Все дети лгут. Все взрослые тоже лгут. Здорово, когда получается обойтись без вранья, потому что тогда больше шансов на нормальный диалог и настоящую близость. Но все мы врем, и не нужно обращаться с детьми, как со страшными грешниками, если они тоже так делают.
В конце концов, сообщения, которые получают от нас дети по поводу лжи и ее приемлемости в нашей культуре, неоднозначны. Мы требуем от них не врать, но в то же время третий год подряд просим сделать вид, что они благодарны бабушке за уродливый шарф, который она связала им на Рождество. Если хорошенько подумать, детям предстоит усвоить сложный урок по поводу ситуаций, в которых уместна ложь.
Дети постоянно становятся свидетелями лжи своих родителей. Они могут услышать, как вы просите мужа передать коллегам, что вы не можете прийти на корпоративную вечеринку, хотя на самом деле просто не хотите. У ваших детей нет ни одной причины верить, что вы никогда им не соврете, если они наблюдали, как вы убеждали людей в том, что не было правдой.

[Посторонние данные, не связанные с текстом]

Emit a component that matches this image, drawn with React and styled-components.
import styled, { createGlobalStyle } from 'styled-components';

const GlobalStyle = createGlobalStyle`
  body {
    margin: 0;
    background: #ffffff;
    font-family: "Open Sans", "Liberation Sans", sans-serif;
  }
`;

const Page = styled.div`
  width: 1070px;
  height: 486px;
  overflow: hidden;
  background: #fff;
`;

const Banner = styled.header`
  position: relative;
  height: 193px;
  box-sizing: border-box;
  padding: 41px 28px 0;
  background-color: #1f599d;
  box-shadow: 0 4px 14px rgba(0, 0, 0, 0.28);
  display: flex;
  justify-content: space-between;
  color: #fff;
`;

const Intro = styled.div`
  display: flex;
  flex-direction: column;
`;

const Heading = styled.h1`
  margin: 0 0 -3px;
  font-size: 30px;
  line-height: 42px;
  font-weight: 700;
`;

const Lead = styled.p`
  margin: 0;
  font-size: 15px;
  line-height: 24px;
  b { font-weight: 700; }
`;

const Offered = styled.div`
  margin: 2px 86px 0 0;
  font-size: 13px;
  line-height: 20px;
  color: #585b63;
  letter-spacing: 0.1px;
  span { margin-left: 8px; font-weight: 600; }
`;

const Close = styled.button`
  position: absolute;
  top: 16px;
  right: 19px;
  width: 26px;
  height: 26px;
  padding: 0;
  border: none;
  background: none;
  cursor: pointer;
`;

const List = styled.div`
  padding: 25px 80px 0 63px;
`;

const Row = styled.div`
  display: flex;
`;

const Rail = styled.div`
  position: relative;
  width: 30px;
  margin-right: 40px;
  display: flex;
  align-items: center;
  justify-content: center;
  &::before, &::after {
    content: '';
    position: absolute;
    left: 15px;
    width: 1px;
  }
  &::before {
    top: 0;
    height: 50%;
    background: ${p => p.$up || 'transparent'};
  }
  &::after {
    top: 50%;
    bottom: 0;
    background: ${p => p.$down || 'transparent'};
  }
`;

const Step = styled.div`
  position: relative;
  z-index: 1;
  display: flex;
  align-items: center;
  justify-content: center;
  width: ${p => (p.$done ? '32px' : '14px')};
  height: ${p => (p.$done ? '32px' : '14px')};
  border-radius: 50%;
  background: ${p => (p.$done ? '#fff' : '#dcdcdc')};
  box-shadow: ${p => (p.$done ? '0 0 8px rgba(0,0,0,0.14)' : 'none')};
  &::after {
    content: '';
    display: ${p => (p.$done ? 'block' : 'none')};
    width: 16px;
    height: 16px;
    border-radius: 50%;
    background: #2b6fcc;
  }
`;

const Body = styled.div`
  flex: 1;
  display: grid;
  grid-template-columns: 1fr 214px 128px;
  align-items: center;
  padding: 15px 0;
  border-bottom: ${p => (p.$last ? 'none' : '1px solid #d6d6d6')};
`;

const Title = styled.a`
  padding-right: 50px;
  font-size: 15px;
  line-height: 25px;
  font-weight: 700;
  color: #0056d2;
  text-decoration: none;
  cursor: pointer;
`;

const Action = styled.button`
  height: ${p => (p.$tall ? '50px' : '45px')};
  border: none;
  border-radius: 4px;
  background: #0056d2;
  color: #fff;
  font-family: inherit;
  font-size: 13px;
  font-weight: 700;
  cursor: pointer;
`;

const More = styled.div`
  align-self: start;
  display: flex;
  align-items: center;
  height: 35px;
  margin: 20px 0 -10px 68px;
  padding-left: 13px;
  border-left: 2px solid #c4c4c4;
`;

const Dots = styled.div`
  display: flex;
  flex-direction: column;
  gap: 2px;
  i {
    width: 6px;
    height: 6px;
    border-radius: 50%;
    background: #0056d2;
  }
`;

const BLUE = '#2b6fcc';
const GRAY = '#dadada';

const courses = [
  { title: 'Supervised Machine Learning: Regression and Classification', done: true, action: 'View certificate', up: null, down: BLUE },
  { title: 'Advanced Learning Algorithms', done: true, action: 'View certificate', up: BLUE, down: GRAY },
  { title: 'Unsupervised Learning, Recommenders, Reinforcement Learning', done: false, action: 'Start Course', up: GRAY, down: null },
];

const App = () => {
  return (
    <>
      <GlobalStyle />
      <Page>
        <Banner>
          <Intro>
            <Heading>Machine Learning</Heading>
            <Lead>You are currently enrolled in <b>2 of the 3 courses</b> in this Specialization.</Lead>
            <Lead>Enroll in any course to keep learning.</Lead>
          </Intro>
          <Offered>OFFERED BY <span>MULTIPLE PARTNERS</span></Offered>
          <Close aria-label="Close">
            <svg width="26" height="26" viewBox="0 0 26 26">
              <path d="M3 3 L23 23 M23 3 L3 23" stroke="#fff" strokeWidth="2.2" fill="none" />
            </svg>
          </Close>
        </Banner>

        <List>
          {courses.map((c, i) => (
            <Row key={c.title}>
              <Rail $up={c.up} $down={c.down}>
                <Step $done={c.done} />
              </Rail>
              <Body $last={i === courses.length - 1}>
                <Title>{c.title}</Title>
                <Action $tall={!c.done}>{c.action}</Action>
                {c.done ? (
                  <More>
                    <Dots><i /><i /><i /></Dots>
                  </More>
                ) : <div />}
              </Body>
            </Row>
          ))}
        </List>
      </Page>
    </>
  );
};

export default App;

Если подумать, маленькому ребенку врать довольно сложно. Для начала ему придется придумать параллельную реальность и сказать: «Случилось это». Затем нужно как-то согласовать ее в уме с тем, что на самом деле произошло. Следует лавировать между первым и вторым, чтобы не запутаться, а еще – и это самое сложное – держать в голове то, что думаете и знаете вы.
Малыш может прибегать к обману, вроде кормления собаки едой, которую он сам есть не хочет. Но врать так, как я описала выше, дети начинают не раньше четырех лет. Тогда им кажется, что они обрели новую суперсилу. «Ух ты, я могу навыдумывать, и люди мне поверят! Да это же потрясающе!»
Достаточно часто дети врут, потому что взрослые не могут спокойно и без оценок принять правду. Одни лгут, чтобы выпутаться из неприятностей, другие просто фантазируют или обманывают, чтобы угодить взрослым или оказать другим услугу.
Бывает, что дети врут, чтобы сообщить эмоциональную правду. Когда их спрашивают, что случилось, а они не знают, как объяснить, они придумывают рассказ, соответствующий их чувствам.
Как-то в детском саду, когда Фло было три года, она вела себя необычно тихо. Воспитательница спросила ее, не случилось ли чего плохого. Она ответила: «Моя золотая рыбка умерла». Когда я ее забирала, воспитательница рассказала мне об их разговоре. Я сказала: «Э-э-э… Но мы не держим рыбок».
Размышляя об этом, я поняла, что она в некоторой степени говорила правду. Моя любимая тетя умерла, и, естественно, я горевала. Фло видела, что я плачу; возможно, я не проявляла должного интереса к делам, которыми она была поглощена; может, я не всегда отвечала, когда она говорила со мной. В общем, хотя физически я присутствовала рядом, я не была вместе с ней. Наверное, она скучала по той мне, какой я была обычно, и приравняла это к одной золотой рыбке? Или, что более вероятно, она могла понять и справиться со смертью рыбки, поэтому неподъемную, ужасную тяжесть моей утраты просто необходимо было уменьшить до размера золотой рыбки, чтобы малышка могла ее пережить.